Dennis P
Dennis P

Reputation: 71

Presto and Hive

I'm trying to enable basic SQL querying of CSV files located in an s3 directory. Presto seemed like a natural fit (the files are 10s GB). As I went through the setup in Presto, I tried creating a table using the Hive connector. It was not clear to me if I only needed the hive metastore to save my table configurations in Presto, or if I have to create them in there first.

The documentation makes it seem that you can use Presto without having to CONFIGURE Hive, but using Hive syntax. Is that accurate? My experiences are that AWS S3 has not been able to connect.

Upvotes: 3

Views: 1479

Answers (3)

Ezra Justin Lee
Ezra Justin Lee

Reputation: 81

I know it's been a while, but if this question is still outstanding, have you considered using Spark? Spark connects easily with out-of-the-box methods and can query/process data living in S3/CSV formats.

Also, I'm curious: what solution did you end up implementing to resolve your issue?

Upvotes: 0

Sayat Satybald
Sayat Satybald

Reputation: 6590

It is not possible to use vanilla Presto to analyze data on S3 without Hive. Presto provides only distributed execution engine. However, it lacks metadata information about tables. Thus, Presto Coordinator needs Hive to retrieve table metadata to parse and execute a query.

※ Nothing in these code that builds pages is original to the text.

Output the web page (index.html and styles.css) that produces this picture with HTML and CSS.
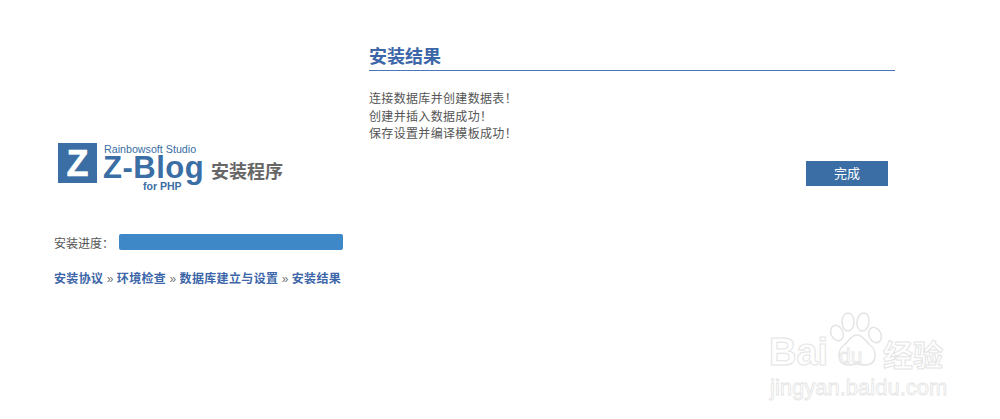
FILE: index.html
```html
<!DOCTYPE html>
<html lang="zh-CN">
<head>
<meta charset="utf-8">
<title>Z-Blog 安装程序</title>
<link rel="stylesheet" href="styles.css">
</head>
<body>
<main class="page">
  <aside class="side">
    <div class="logo">
      <div class="logo-mark">Z</div>
      <div class="logo-word">
        <div class="logo-small">Rainbowsoft Studio</div>
        <div class="logo-big">Z-Blog</div>
        <div class="logo-php">for PHP</div>
      </div>
      <div class="logo-title">安装程序</div>
    </div>
    <div class="progress">
      <span class="progress-label">安装进度：</span>
      <div class="progress-bar"></div>
    </div>
    <nav class="steps"><b>安装协议</b> <i>»</i> <b>环境检查</b> <i>»</i> <b>数据库建立与设置</b> <i>»</i> <b>安装结果</b></nav>
  </aside>
  <section class="content">
    <h2 class="title">安装结果</h2>
    <div class="messages">
      <p>连接数据库并创建数据表！</p>
      <p>创建并插入数据成功！</p>
      <p>保存设置并编译模板成功！</p>
    </div>
    <div class="actions"><button class="finish">完成</button></div>
  </section>
</main>
<div class="watermark">
  <svg class="paw" width="58" height="58" viewBox="0 0 58 58">
    <g fill="#fff" stroke="#e4e4e4" stroke-width="1.500">
      <ellipse cx="9" cy="22" rx="6" ry="8" transform="rotate(-25 9 22)"/>
      <ellipse cx="20" cy="11" rx="6" ry="9"/>
      <ellipse cx="35" cy="11" rx="6" ry="9" transform="rotate(8 35 11)"/>
      <ellipse cx="47" cy="24" rx="6" ry="8" transform="rotate(-25 47 24)"/>
      <path d="M29 24c6 0 8 6 13 10 7 5 8 20-5 20-3 0-5-1-8-1s-5 1-8 1c-13 0-12-15-5-20 5-4 7-10 13-10z"/>
    </g>
  </svg>
  <span class="wm-bai">Bai</span><span class="wm-du">du</span><span class="wm-cn">经验</span>
  <span class="wm-url">jingyan.baidu.com</span>
</div>
</body>
</html>
```
FILE: styles.css
```css
* { box-sizing: border-box; }
html, body { margin: 0; height: 100%; background: #fff; overflow: hidden; }
body { font-family: "Liberation Sans", "Noto Sans CJK SC", sans-serif; color: #555; font-size: 12px; }

.page { display: flex; width: 1000px; padding-left: 54px; }

.side { width: 291px; padding-top: 143px; flex: none; }

.logo { display: flex; height: 50px; padding-left: 4px; }
.logo-mark {
  width: 39px; height: 40px; background: #3a6ea5; color: #fff;
  font: bold 36px/41px "Liberation Sans", sans-serif; text-align: center;
  -webkit-text-stroke: 0.500px #fff;
}
.logo-word { width: 114px; padding-left: 6px; color: #3a6ea5; font-family: "Liberation Sans", sans-serif; }
.logo-small { font-size: 10.700px; line-height: 11px; padding-left: 1px; padding-top: 1px; white-space: nowrap; }
.logo-big { font-size: 31px; font-weight: bold; line-height: 28px; letter-spacing: 0.500px; white-space: nowrap; margin-top: -1.500px; }
.logo-php { font-size: 10.500px; font-weight: bold; line-height: 10px; padding-left: 40px; white-space: nowrap; margin-top: -1px; }
.logo-title { font: bold 18px/24px "Noto Sans CJK SC", sans-serif; color: #666; padding-top: 15px; white-space: nowrap; }

.progress { display: flex; align-items: center; margin-top: 41px; height: 16px; }
.progress-label { width: 65px; flex: none; padding-top: 4px; line-height: 16px; white-space: nowrap; }
.progress-bar { width: 224px; height: 16px; background: #3f88c8; border-radius: 2px; }

.steps { margin-top: 20px; line-height: 18px; white-space: nowrap; color: #777; }
.steps b { color: #3c66a8; font-weight: bold; letter-spacing: 0.350px; }
.steps i { font-style: normal; }

.content { width: 526px; margin-left: 24px; padding-top: 43px; }
.title {
  margin: 0; height: 28px; padding-top: 1px; font-size: 18px; line-height: 27px; font-weight: bold;
  color: #3c66a8; border-bottom: 1px solid #4a76b8;
}
.messages { margin-top: 20px; line-height: 17.500px; letter-spacing: 0.330px; }
.messages p { margin: 0; }
.actions { display: flex; justify-content: flex-end; padding-right: 7px; margin-top: 17px; }
.finish {
  width: 82px; height: 25px; border: 0; padding: 0; background: #3a6ea5; color: #fff;
  font: 13px/25px "Liberation Sans", "Noto Sans CJK SC", sans-serif;
}

.watermark {
  position: absolute; left: 768px; top: 311px; width: 190px; height: 90px;
  color: #fff; font-family: "Liberation Sans", sans-serif;
}
.paw { position: absolute; left: 60px; top: 0; }
.watermark span { position: absolute; -webkit-text-stroke: 1px #e4e4e4; white-space: nowrap; }
.wm-bai { left: 1px; top: 21px; font-size: 38px; line-height: 40px; font-weight: bold; }
.watermark .wm-du { left: 71px; top: 33px; font-size: 21px; line-height: 24px; -webkit-text-stroke-width: 0.800px; }
.wm-cn { left: 115px; top: 25px; font: bold 30px/34px "Noto Sans CJK SC", sans-serif; }
.watermark .wm-url { left: 2px; top: 64px; font-size: 22px; line-height: 26px; -webkit-text-stroke-width: 0.800px; }
```
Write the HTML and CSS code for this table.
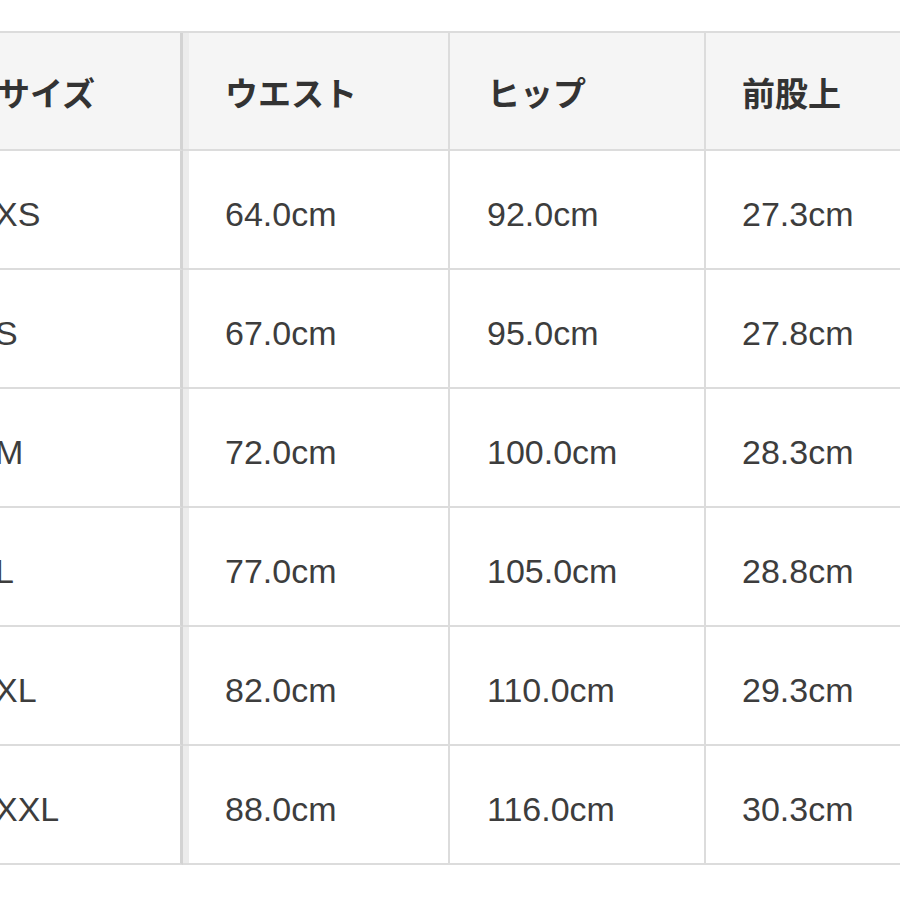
FILE: index.html
```html
<!DOCTYPE html>
<html lang="ja">
<head>
<meta charset="utf-8">
<title>サイズ表</title>
<link rel="stylesheet" href="styles.css">
</head>
<body>
<div class="page">
  <div class="size-table">
    <div class="cell head c1">サイズ</div>
    <div class="cell head c2">ウエスト</div>
    <div class="cell head c3">ヒップ</div>
    <div class="cell head c4">前股上</div>

    <div class="cell c1">XS</div>
    <div class="cell c2">64.0cm</div>
    <div class="cell c3">92.0cm</div>
    <div class="cell c4">27.3cm</div>

    <div class="cell c1">S</div>
    <div class="cell c2">67.0cm</div>
    <div class="cell c3">95.0cm</div>
    <div class="cell c4">27.8cm</div>

    <div class="cell c1">M</div>
    <div class="cell c2">72.0cm</div>
    <div class="cell c3">100.0cm</div>
    <div class="cell c4">28.3cm</div>

    <div class="cell c1">L</div>
    <div class="cell c2">77.0cm</div>
    <div class="cell c3">105.0cm</div>
    <div class="cell c4">28.8cm</div>

    <div class="cell c1">XL</div>
    <div class="cell c2">82.0cm</div>
    <div class="cell c3">110.0cm</div>
    <div class="cell c4">29.3cm</div>

    <div class="cell c1">XXL</div>
    <div class="cell c2">88.0cm</div>
    <div class="cell c3">116.0cm</div>
    <div class="cell c4">30.3cm</div>
  </div>
</div>
</body>
</html>
```

FILE: styles.css
```css
html, body {
  margin: 0;
  padding: 0;
  background: #ffffff;
  overflow: hidden;
}

.page {
  width: 900px;
  height: 900px;
  overflow: hidden;
  padding-top: 31px;
  box-sizing: border-box;
}

.size-table {
  display: grid;
  grid-template-columns: 223px 267px 256px 280px;
  grid-template-rows: 118px repeat(6, 119px);
  margin-left: -40px;
  width: 1026px;
  border-top: 2px solid #dcdcdc;
  font-family: "Liberation Sans", "Noto Sans CJK JP", sans-serif;
}

.cell {
  box-sizing: border-box;
  display: flex;
  align-items: center;
  padding-left: 36px;
  padding-top: 10px;
  border-bottom: 2px solid #dcdcdc;
  border-right: 2px solid #dcdcdc;
  font-size: 34px;
  color: #3d3d3d;
  white-space: nowrap;
}

.head {
  background: #f5f5f5;
  font-family: "Noto Sans CJK JP", "Liberation Sans", sans-serif;
  font-weight: 700;
  font-size: 33px;
  color: #333333;
  padding-top: 2px;
}

.c1 {
  padding-left: 35px;
  border-right: 3px solid #d3d3d3;
}

.head.c1 {
  padding-left: 37px;
}

.c2 {
  padding-left: 42px;
  box-shadow: inset 6px 0 0 #ececec;
}

.c3 {
  padding-left: 37px;
}
```
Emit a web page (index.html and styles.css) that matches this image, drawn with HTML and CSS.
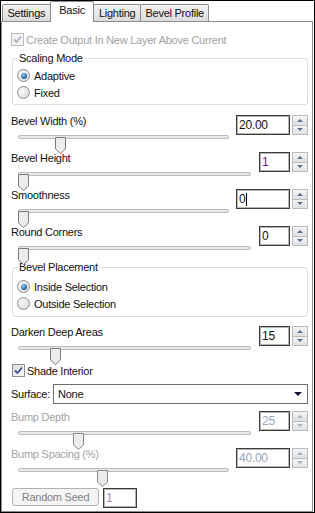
FILE: index.html
```html
<!DOCTYPE html>
<html lang="en">
<head>
    <meta charset="UTF-8">
    <title>Bevel - Basic</title>
    <link rel="stylesheet" href="styles.css">
</head>
<body>
    <div class="window">
        <div class="tabs">
            <div class="tab">Settings</div>
            <div class="tab tab-active">Basic</div>
            <div class="tab">Lighting</div>
            <div class="tab">Bevel Profile</div>
        </div>

        <div class="panel">
            <div class="check check-disabled check-output">
                <span class="box"><svg width="9" height="9" viewBox="0 0 9 9"><path d="M1 4.5 L3.5 7 L8 1.5" fill="none" stroke="#a9b1c6" stroke-width="1.8"/></svg></span>
                Create Output In New Layer Above Current
            </div>

            <fieldset class="group group-scaling">
                <legend>Scaling Mode</legend>
                <div class="radio"><span class="dot dot-on"></span>Adaptive</div>
                <div class="radio"><span class="dot"></span>Fixed</div>
            </fieldset>

            <div class="param param-first">
                <div class="param-left">
                    <div class="param-label">Bevel Width (%)</div>
                    <div class="slider slider-short">
                        <div class="track"></div>
                        <svg class="thumb" style="left: 37px" width="11" height="17" viewBox="0 0 11 17"><path d="M0.5 0.5 H10.5 V12 L5.5 16.5 L0.5 12 Z" fill="#ececec" stroke="#7b7b7b"/></svg>
                    </div>
                </div>
                <div class="spinner">
                    <div class="num num-wide">20.00</div>
                    <div class="spin"><span class="spin-btn"><i class="up"></i></span><span class="spin-btn"><i class="down"></i></span></div>
                </div>
            </div>

            <div class="param">
                <div class="param-left">
                    <div class="param-label">Bevel Height</div>
                    <div class="slider slider-long">
                        <div class="track"></div>
                        <svg class="thumb" style="left: 0px" width="11" height="17" viewBox="0 0 11 17"><path d="M0.5 0.5 H10.5 V12 L5.5 16.5 L0.5 12 Z" fill="#ececec" stroke="#7b7b7b"/></svg>
                    </div>
                </div>
                <div class="spinner">
                    <div class="num num-purple">1</div>
                    <div class="spin"><span class="spin-btn"><i class="up"></i></span><span class="spin-btn"><i class="down"></i></span></div>
                </div>
            </div>

            <div class="param">
                <div class="param-left">
                    <div class="param-label">Smoothness</div>
                    <div class="slider slider-short">
                        <div class="track"></div>
                        <svg class="thumb" style="left: 0px" width="11" height="17" viewBox="0 0 11 17"><path d="M0.5 0.5 H10.5 V12 L5.5 16.5 L0.5 12 Z" fill="#ececec" stroke="#7b7b7b"/></svg>
                    </div>
                </div>
                <div class="spinner">
                    <div class="num num-wide">0<span class="caret"></span></div>
                    <div class="spin"><span class="spin-btn"><i class="up"></i></span><span class="spin-btn"><i class="down"></i></span></div>
                </div>
            </div>

            <div class="param">
                <div class="param-left">
                    <div class="param-label">Round Corners</div>
                    <div class="slider slider-long">
                        <div class="track"></div>
                        <svg class="thumb" style="left: 0px" width="11" height="17" viewBox="0 0 11 17"><path d="M0.5 0.5 H10.5 V12 L5.5 16.5 L0.5 12 Z" fill="#ececec" stroke="#7b7b7b"/></svg>
                    </div>
                </div>
                <div class="spinner">
                    <div class="num">0</div>
                    <div class="spin"><span class="spin-btn"><i class="up"></i></span><span class="spin-btn"><i class="down"></i></span></div>
                </div>
            </div>

            <fieldset class="group group-placement">
                <legend>Bevel Placement</legend>
                <div class="radio"><span class="dot dot-on"></span>Inside Selection</div>
                <div class="radio"><span class="dot"></span>Outside Selection</div>
            </fieldset>

            <div class="param param-darken">
                <div class="param-left">
                    <div class="param-label">Darken Deep Areas</div>
                    <div class="slider slider-long">
                        <div class="track"></div>
                        <svg class="thumb" style="left: 32px" width="11" height="17" viewBox="0 0 11 17"><path d="M0.5 0.5 H10.5 V12 L5.5 16.5 L0.5 12 Z" fill="#ececec" stroke="#7b7b7b"/></svg>
                    </div>
                </div>
                <div class="spinner">
                    <div class="num">15</div>
                    <div class="spin"><span class="spin-btn"><i class="up"></i></span><span class="spin-btn"><i class="down"></i></span></div>
                </div>
            </div>

            <div class="check check-shade">
                <span class="box"><svg width="9" height="9" viewBox="0 0 9 9"><path d="M1 4.5 L3.5 7 L8 1.5" fill="none" stroke="#3d4f8e" stroke-width="1.8"/></svg></span>
                Shade Interior
            </div>

            <div class="surface">
                <span class="surface-label">Surface:</span>
                <div class="dropdown">None<i class="drop-arrow"></i></div>
            </div>

            <div class="param param-disabled param-bump">
                <div class="param-left">
                    <div class="param-label">Bump Depth</div>
                    <div class="slider slider-long">
                        <div class="track"></div>
                        <svg class="thumb" style="left: 55px" width="11" height="17" viewBox="0 0 11 17"><path d="M0.5 0.5 H10.5 V12 L5.5 16.5 L0.5 12 Z" fill="#ececec" stroke="#8a8a8a"/></svg>
                    </div>
                </div>
                <div class="spinner">
                    <div class="num">25</div>
                    <div class="spin"><span class="spin-btn"><i class="up"></i></span><span class="spin-btn"><i class="down"></i></span></div>
                </div>
            </div>

            <div class="param param-disabled">
                <div class="param-left">
                    <div class="param-label">Bump Spacing (%)</div>
                    <div class="slider slider-short">
                        <div class="track"></div>
                        <svg class="thumb" style="left: 79px" width="11" height="17" viewBox="0 0 11 17"><path d="M0.5 0.5 H10.5 V12 L5.5 16.5 L0.5 12 Z" fill="#ececec" stroke="#8a8a8a"/></svg>
                    </div>
                </div>
                <div class="spinner">
                    <div class="num num-wide">40.00</div>
                    <div class="spin"><span class="spin-btn"><i class="up"></i></span><span class="spin-btn"><i class="down"></i></span></div>
                </div>
            </div>

            <div class="seed">
                <div class="seed-btn">Random Seed</div>
                <div class="num num-seed">1</div>
            </div>
        </div>
    </div>
</body>
</html>
```

FILE: styles.css
```css
body {
    margin: 0;
    padding: 0;
    font-family: 'Liberation Sans', Arial, sans-serif;
    font-size: 11px;
    letter-spacing: -0.25px;
    color: #111;
    background: #fff;
}
.window {
    width: 315px;
    height: 513px;
    box-sizing: border-box;
    border: 1px solid #000;
    display: flex;
    flex-direction: column;
    background: #fff;
}

/* tab strip */
.tabs {
    display: flex;
    align-items: flex-end;
    height: 20px;
    padding-left: 1px;
}
.tab {
    height: 16px;
    line-height: 17px;
    padding: 0 4.5px;
    border: 1px solid #898c95;
    border-bottom: none;
    border-radius: 2px 2px 0 0;
    background: linear-gradient(#f2f2f2, #dcdcdc);
    margin-right: -1px;
}
.tab-active {
    height: 20px;
    line-height: 17px;
    background: #fff;
    padding: 0 8.5px;
    margin-bottom: -1px;
    position: relative;
    z-index: 1;
}

/* page under tabs */
.panel {
    flex: 1;
    border: 1px solid #898c95;
    margin-right: 1px;
    padding: 9px 4px 0 9px;
}

/* checkboxes */
.check {
    display: flex;
    align-items: center;
    height: 17px;
    gap: 2px;
}
.check-disabled {
    color: #a3a3a3;
}
.check-shade {
    margin-top: 4px;
    margin-left: 1px;
}
.box {
    width: 11px;
    height: 11px;
    border: 1px solid #8e8f8f;
    background: linear-gradient(135deg, #dcdcdc, #fbfbfb);
    display: flex;
    align-items: center;
    justify-content: center;
}
.check-disabled .box {
    border-color: #bcbcbc;
    background: #f4f4f4;
}

/* group boxes */
.group {
    margin: 3px 0 0 1px;
    padding: 2px 4px 3px 4px;
    border: 1px solid #d5dfe5;
    border-radius: 3px;
    min-width: 0;
}
.group legend {
    padding: 0 2px;
    line-height: 14px;
}
.group-placement {
    margin-top: 2px;
    padding-top: 4px;
    padding-bottom: 4px;
}
.radio {
    display: flex;
    align-items: center;
    gap: 4px;
    height: 17px;
}
.dot {
    width: 11px;
    height: 11px;
    border: 1px solid #8e8f8f;
    border-radius: 50%;
    background: radial-gradient(circle at 35% 35%, #fbfbfb, #d4d4d4);
    display: flex;
    align-items: center;
    justify-content: center;
}
.dot-on::after {
    content: '';
    width: 6px;
    height: 6px;
    border-radius: 50%;
    background: radial-gradient(circle at 40% 35%, #8cc8f0, #1a5fa0 70%, #0c3e78);
}

/* slider + number rows */
.param {
    display: grid;
    grid-template-columns: 1fr auto;
    height: 32px;
    margin-top: 5px;
}
.param-first {
    margin-top: 10px;
}
.param-darken {
    margin-top: 9px;
}
.param-bump {
    margin-top: 7px;
}
.param-label {
    line-height: 13px;
}
.param-disabled .param-label {
    color: #a3a3a3;
}
.slider {
    position: relative;
    height: 18px;
    margin: 1px 0 0 7px;
}
.slider-short {
    width: 211px;
}
.slider-long {
    width: 233px;
}
.track {
    height: 2px;
    margin-top: 7px;
    border: 1px solid #bcbcbc;
    border-radius: 2px;
    background: #e8e9ea;
}
.thumb {
    position: absolute;
    top: 2px;
}
.spinner {
    display: flex;
    gap: 2px;
    align-items: flex-start;
}
.num {
    width: 31px;
    height: 20px;
    box-sizing: border-box;
    border: 1px solid #3c3c3c;
    box-shadow: inset 0 0 0 1px #b4b4b4;
    padding-left: 2px;
    line-height: 18px;
    font-size: 12px;
    background: #fff;
    display: flex;
    align-items: center;
}
.num-wide {
    width: 54px;
}
.num-purple {
    color: #6a1a8a;
}
.param-disabled .num {
    color: #98a6ba;
}
.caret {
    width: 1px;
    height: 13px;
    background: #000;
    margin-left: 1px;
}
.spin {
    width: 16px;
    height: 20px;
    display: flex;
    flex-direction: column;
}
.spin-btn {
    flex: 1;
    border: 1px solid #b7bbc1;
    background: linear-gradient(#f5f5f5, #dfe1e3);
    display: flex;
    align-items: center;
    justify-content: center;
}
.spin-btn + .spin-btn {
    border-top: none;
}
.up, .down {
    width: 0;
    height: 0;
    border-left: 3px solid transparent;
    border-right: 3px solid transparent;
}
.up {
    border-bottom: 3px solid #5b6f90;
}
.down {
    border-top: 3px solid #5b6f90;
}
.param-disabled .up {
    border-bottom-color: #a8b2c0;
}
.param-disabled .down {
    border-top-color: #a8b2c0;
}

/* surface dropdown */
.surface {
    display: flex;
    align-items: center;
    gap: 3px;
    margin-top: 5px;
    height: 20px;
}
.dropdown {
    flex: 1;
    height: 20px;
    box-sizing: border-box;
    border: 1px solid #6f6f6f;
    padding: 0 5px 0 4px;
    display: flex;
    align-items: center;
    justify-content: space-between;
}
.drop-arrow {
    width: 0;
    height: 0;
    border-left: 4px solid transparent;
    border-right: 4px solid transparent;
    border-top: 4px solid #141838;
}

/* seed row */
.seed {
    display: flex;
    align-items: flex-start;
    gap: 4px;
    margin-top: 8px;
    margin-left: 1px;
}
.seed-btn {
    width: 87px;
    height: 18px;
    box-sizing: border-box;
    border: 1px solid #adb2b5;
    border-radius: 3px;
    background: #f4f4f4;
    color: #838383;
    text-align: center;
    line-height: 16px;
}
.num-seed {
    width: 34px;
    color: #a48cc0;
}
```
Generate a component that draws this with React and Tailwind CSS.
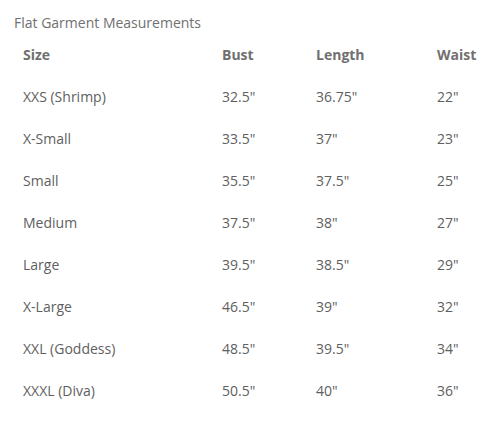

However, you can use AWS Athena, which is managed Presto, to run queries on top of S3.

Another option, in recent 0.198 release Presto adds a capability to connect AWS Glue and retrieve table metadata on top of files in S3.

Upvotes: 1

Ezra Justin Lee
Ezra Justin Lee

Reputation: 81

Presto syntax is similar to Hive syntax. For most simple queries, the identical syntax would function in both. However, there are some key differences that make Presto and Hive not entirely the same thing. For example, in Hive, you might use LATERAL VIEW EXPLODE, whereas in Presto you'd use CROSS JOIN UNNEST. There are many such examples of nuanced syntactical differences between the two.